* _STATED EXERCISE_
Go through the listing and copy each line with the string "components".

* _SOURCE EXCERPT_
════════

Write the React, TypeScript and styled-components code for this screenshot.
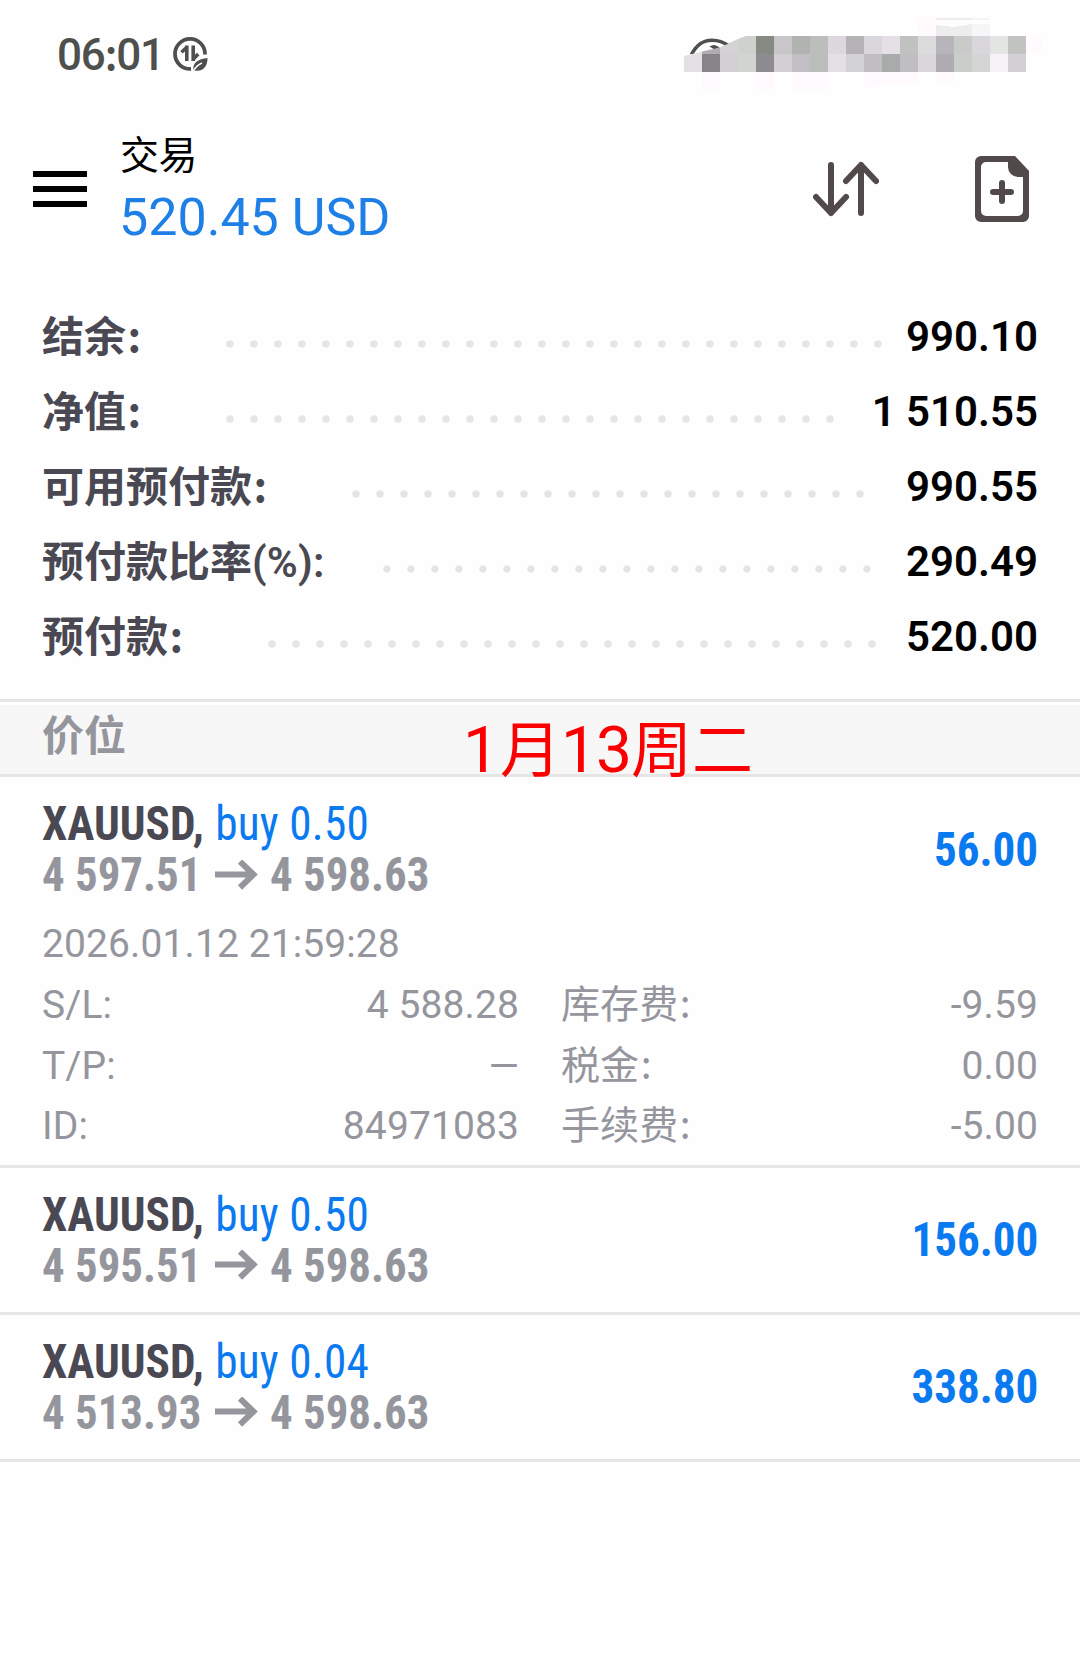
import React from "react";
import styled, { createGlobalStyle } from "styled-components";

const latin = `Roboto, "Noto Sans CJK SC", sans-serif`;
const condensed = `"Roboto Condensed", Roboto, "Noto Sans CJK SC", sans-serif`;

const GlobalStyle = createGlobalStyle`
  * { box-sizing: border-box; }
  body { margin: 0; background: #fefefe; font-family: ${latin}; }
`;

const Screen = styled.main`
  width: 1080px;
  height: 1658px;
  background: #fefefe;
  display: flex;
  flex-direction: column;
  overflow: hidden;
`;

const StatusBar = styled.header`
  height: 108px;
  display: flex;
  align-items: center;
  justify-content: space-between;
  padding: 0 36px 0 57px;
`;

const Clock = styled.div`
  display: flex;
  align-items: center;
  gap: 8px;
  padding-top: 2px;
  font-size: 44px;
  line-height: 52px;
  font-weight: 500;
  letter-spacing: -1.3px;
  color: #4e504e;
  svg { margin-top: -3px; }
`;

const Colon = styled.span<{ $gap?: number }>`
  font-family: "Noto Sans CJK SC", sans-serif;
  line-height: 0;
  padding-left: ${(p) => p.$gap ?? 0}px;
`;

const AppBar = styled.nav`
  height: 162px;
  display: flex;
  align-items: center;
  padding: 0 51px 0 33px;
`;

const MenuButton = styled.div`
  width: 54px;
  display: flex;
  flex-direction: column;
  gap: 9px;
  span { height: 6px; background: #000; }
`;

const TitleBlock = styled.div`
  flex: 1;
  padding-left: 33px;
`;

const Title = styled.div`
  font-size: 39px;
  line-height: 54px;
  letter-spacing: -0.5px;
  color: #000;
`;

const Total = styled.div`
  margin: 0 0 -2px -1px;
  padding-top: 2px;
  font-size: 52px;
  line-height: 66px;
  color: #1e80e6;
`;

const Actions = styled.div`
  display: flex;
  align-items: center;
  gap: 96px;
  svg { display: block; }
`;

const Summary = styled.section`
  padding: 29px 42px 25px;
`;

const SummaryRow = styled.div<{ $label: number; $dots: number }>`
  height: 75px;
  display: grid;
  grid-template-columns: ${(p) => p.$label}px ${(p) => p.$dots * 24}px 1fr;
  font-size: 42px;
  line-height: 75px;
  white-space: nowrap;
`;

const SummaryLabel = styled.span`
  padding-top: 1px;
  font-weight: 700;
  color: #4a4953;
`;

const Ratio = styled.span`
  font-weight: 600;
  letter-spacing: 0.2px;
`;

const Leader = styled.span`
  background: radial-gradient(circle at 12px 45px, #e5e5e5 3.3px, transparent 4.1px) 0 0 / 24px 75px repeat-x;
`;

const SummaryValue = styled.span`
  font-weight: 600;
  color: #000;
  text-align: right;
`;

const SectionHead = styled.div`
  position: relative;
  height: 78px;
  border-top: 3px solid #e5e5e5;
  border-bottom: 3px solid #e5e5e5;
  padding-top: 3px;
`;

const SectionTitle = styled.div`
  height: 69px;
  background: #f7f7f7;
  padding-left: 42px;
  font-size: 42px;
  line-height: 63px;
  font-weight: 700;
  color: #95969d;
`;

const DateNote = styled.div`
  position: absolute;
  left: 463px;
  top: 9px;
  font-size: 61px;
  line-height: 80px;
  color: #fb0000;
  white-space: nowrap;
`;

const Digits = styled.span<{ $spacing: number }>`
  font-size: 64px;
  letter-spacing: ${(p) => p.$spacing}px;
`;

const Position = styled.article`
  border-bottom: 3px solid #e5e5e5;
`;

const PositionHead = styled.div`
  height: 144px;
  padding: 0 42px;
  display: flex;
  align-items: center;
  justify-content: space-between;
  font-family: ${condensed};
  font-stretch: 75%;
  font-size: 48px;
  line-height: 51px;
  font-weight: 700;
`;

const Symbol = styled.div`
  color: #4a4953;
  transform: scaleX(0.942);
  transform-origin: left;
`;

const Side = styled.span`
  color: #0a7af0;
  font-weight: 400;
  letter-spacing: 0.2px;
  padding-left: 1px;
`;

const Prices = styled.div`
  display: flex;
  align-items: center;
  color: #95969d;
`;

const Price = styled.span<{ $width?: number }>`
  width: ${(p) => (p.$width ? `${p.$width}px` : "auto")};
  transform: scaleX(0.934);
  transform-origin: left;
`;

const Arrow = styled.svg`
  display: block;
  margin-right: 12px;
`;

const Profit = styled.div`
  color: #0a7af0;
  transform: scaleX(0.938);
  transform-origin: right;
`;

const Details = styled.div`
  padding: 0 42px 8px;
  font-size: 39px;
  letter-spacing: 0.1px;
  color: #95969d;
`;

const OpenTime = styled.div`
  line-height: 46px;
  padding-bottom: 8px;
`;

const DetailGrid = styled.div`
  display: grid;
  grid-template-columns: 477px 477px;
  column-gap: 42px;
  grid-auto-rows: 60.67px;
  line-height: 60.67px;
`;

const Detail = styled.div`
  display: flex;
  justify-content: space-between;
`;

const DataSaverIcon = () => (
  <svg width="36" height="36" viewBox="0 0 36 36" fill="none" stroke="#4e504e">
    <path d="M33 18.500A15 15 0 1 0 19 32.900" strokeWidth="3.800" />
    <path d="M14.800 9.500v15.500M9.500 16.200L14.800 11.200M21.200 9.500v15.500M21.200 23.200l5-5.200" strokeWidth="3.600" />
    <path d="M21.500 34.500C20 27 26 23 35.500 22C35.500 31 31 36 21.500 34.500Z" fill="#4e504e" stroke="none" />
    <path d="M21.500 34.800Q24.500 29.500 30 27" stroke="#fefefe" strokeWidth="1.400" />
  </svg>
);

const rowTop = ["", "", "#d5d2d5", "#cfd1cf", "#858a83", "#c9c6ca", "#b1b3b1", "#bcbebc", "#dcd8dd", "#b5b3b6", "#dad7dc", "#e5e0e5", "#c0c2c0", "#dcdcdc", "#b7b5b9", "#c9cbc9", "#dad7dc", "#e3e5e3", "#c1c3c1"];
const rowBottom = ["#e5e0e5", "#878387", "#d3d0d4", "#d2d4d2", "#8f8c91", "#d3d0d4", "#c1bfc3", "#bbbdbb", "#e5e0e5", "#d2d1d4", "#c0bec3", "#a8aba9", "#c0bec3", "#dad7dc", "#afadb1", "#cbcdcb", "#d5d5d5", "#f7f2f7", "#d2d0d4"];

const StatusMosaic = () => (
  <svg width="360" height="108" viewBox="684 0 360 108" shapeRendering="crispEdges">
    <g fill="#fefafe">
      <rect x="918" y="17" width="18" height="19" />
      <rect x="1026" y="36" width="16" height="18" />
      <rect x="702" y="72" width="18" height="18" />
      <rect x="756" y="72" width="18" height="18" />
      <rect x="792" y="72" width="36" height="18" />
      <path d="M864 72h54v10l-54 5z" />
      <rect x="936" y="72" width="18" height="11" />
    </g>
    <rect x="936" y="18" width="36" height="2" fill="#ededed" />
    <rect x="972" y="18" width="18" height="2" fill="#f5f5f5" />
    <path d="M936 25l18 2l18-3v12h-36z" fill="#ededed" />
    <rect x="972" y="24" width="18" height="12" fill="#f6f6f6" />
    {rowTop.map((c, i) => (i > 3 ? <rect key={i} x={684 + i * 18} y="36" width="18" height="18" fill={c} /> : null))}
    {rowBottom.map((c, i) => (i > 0 ? <rect key={i} x={684 + i * 18} y="54" width="18" height="18" fill={c} /> : null))}
    <g shapeRendering="auto">
      <path d="M691.500 54.500C696 45.500 703.500 40.200 712 40.200C718 40.200 723.500 42 729 46" fill="none" stroke="#4e504e" strokeWidth="3.600" />
      <path d="M709.500 46.500q5-3.500 10 1l-5 2z" fill="#4e504e" />
      <path d="M684 56l18-4.500v20.500h-18z" fill="#e5e0e5" />
      <path d="M702 51.500l18-4v6.500h-18z" fill="#b0adb1" />
      <path d="M720 47.500l18-8.500v15h-18z" fill="#d5d2d5" />
      <path d="M738 39l8-3h10v18h-18z" fill="#cfd1cf" />
    </g>
  </svg>
);

const SortIcon = () => (
  <svg width="66" height="60" viewBox="813 159 66 60" fill="none" stroke="#524a4a" strokeWidth="6" strokeLinecap="round" strokeLinejoin="round">
    <path d="M831 165v48M816 197l15 16l15-16M861 213v-48M846 181l15-16l15 16" />
  </svg>
);

const NewOrderIcon = () => (
  <svg width="54" height="66" viewBox="0 0 54 66" fill="#524a4a">
    <path fillRule="evenodd" d="M6 0H40L54 15V60a6 6 0 0 1-6 6H6a6 6 0 0 1-6-6V6a6 6 0 0 1 6-6zM11 6a5 5 0 0 0-5 5V55a5 5 0 0 0 5 5H43a5 5 0 0 0 5-5V21H43a10 10 0 0 1-10-10V6z" />
    <path d="M27 27v18M18 36h18" stroke="#524a4a" strokeWidth="6" strokeLinecap="round" />
  </svg>
);

const summary = [
  { label: "结余", value: "990.10", start: 176, dots: 28 },
  { label: "净值", value: "1 510.55", start: 176, dots: 26 },
  { label: "可用预付款", value: "990.55", start: 302, dots: 22 },
  { label: "预付款比率", suffix: "(%):", value: "290.49", start: 333, dots: 21 },
  { label: "预付款", value: "520.00", start: 218, dots: 26 },
];

const positions = [
  { volume: "0.50", from: "4 597.51", to: "4 598.63", profit: "56.00", open: true },
  { volume: "0.50", from: "4 595.51", to: "4 598.63", profit: "156.00", open: false },
  { volume: "0.04", from: "4 513.93", to: "4 598.63", profit: "338.80", open: false },
];

const details = [
  { label: "S/L:", value: "4 588.28" },
  { label: "库存费", cjk: true, value: "-9.59" },
  { label: "T/P:", value: "—" },
  { label: "税金", cjk: true, value: "0.00" },
  { label: "ID:", value: "84971083" },
  { label: "手续费", cjk: true, value: "-5.00" },
];

export default function App() {
  return (
    <Screen>
      <GlobalStyle />
      <StatusBar>
        <Clock>
          <span>06<Colon>:</Colon>01</span>
          <DataSaverIcon />
        </Clock>
        <StatusMosaic />
      </StatusBar>
      <AppBar>
        <MenuButton><span /><span /><span /></MenuButton>
        <TitleBlock>
          <Title>交易</Title>
          <Total>520.45 USD</Total>
        </TitleBlock>
        <Actions>
          <SortIcon />
          <NewOrderIcon />
        </Actions>
      </AppBar>
      <Summary>
        {summary.map((r) => (
          <SummaryRow key={r.label} $label={r.start} $dots={r.dots}>
            <SummaryLabel>
              {r.label}
              {r.suffix ? <Ratio>{r.suffix}</Ratio> : <Colon $gap={1.5}>:</Colon>}
            </SummaryLabel>
            <Leader />
            <SummaryValue>{r.value}</SummaryValue>
          </SummaryRow>
        ))}
      </Summary>
      <SectionHead>
        <SectionTitle>价位</SectionTitle>
        <DateNote>
          <Digits $spacing={1}>1</Digits>月<Digits $spacing={-1}>13</Digits>周二
        </DateNote>
      </SectionHead>
      {positions.map((p) => (
        <Position key={p.profit}>
          <PositionHead>
            <div>
              <Symbol>XAUUSD, <Side>buy {p.volume}</Side></Symbol>
              <Prices>
                <Price $width={172}>{p.from}</Price>
                <Arrow width="44" height="30" viewBox="0 0 44 30" fill="none" stroke="#95969d" strokeWidth="6">
                  <path d="M1 14.500H40M26 1.500L39.500 14.500L26 27.500" />
                </Arrow>
                <Price>{p.to}</Price>
              </Prices>
            </div>
            <Profit>{p.profit}</Profit>
          </PositionHead>
          {p.open && (
            <Details>
              <OpenTime>2026.01.12 21:59:28</OpenTime>
              <DetailGrid>
                {details.map((d) => (
                  <Detail key={d.label}>
                    <span>{d.label}{d.cjk && <Colon $gap={1.5}>:</Colon>}</span>
                    <span>{d.value}</span>
                  </Detail>
                ))}
              </DetailGrid>
            </Details>
          )}
        </Position>
      ))}
    </Screen>
  );
}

════════

* _EXERCISE RESPONSE_
Write the React, TypeScript and styled-components code for this screenshot.
import styled, { createGlobalStyle } from "styled-components";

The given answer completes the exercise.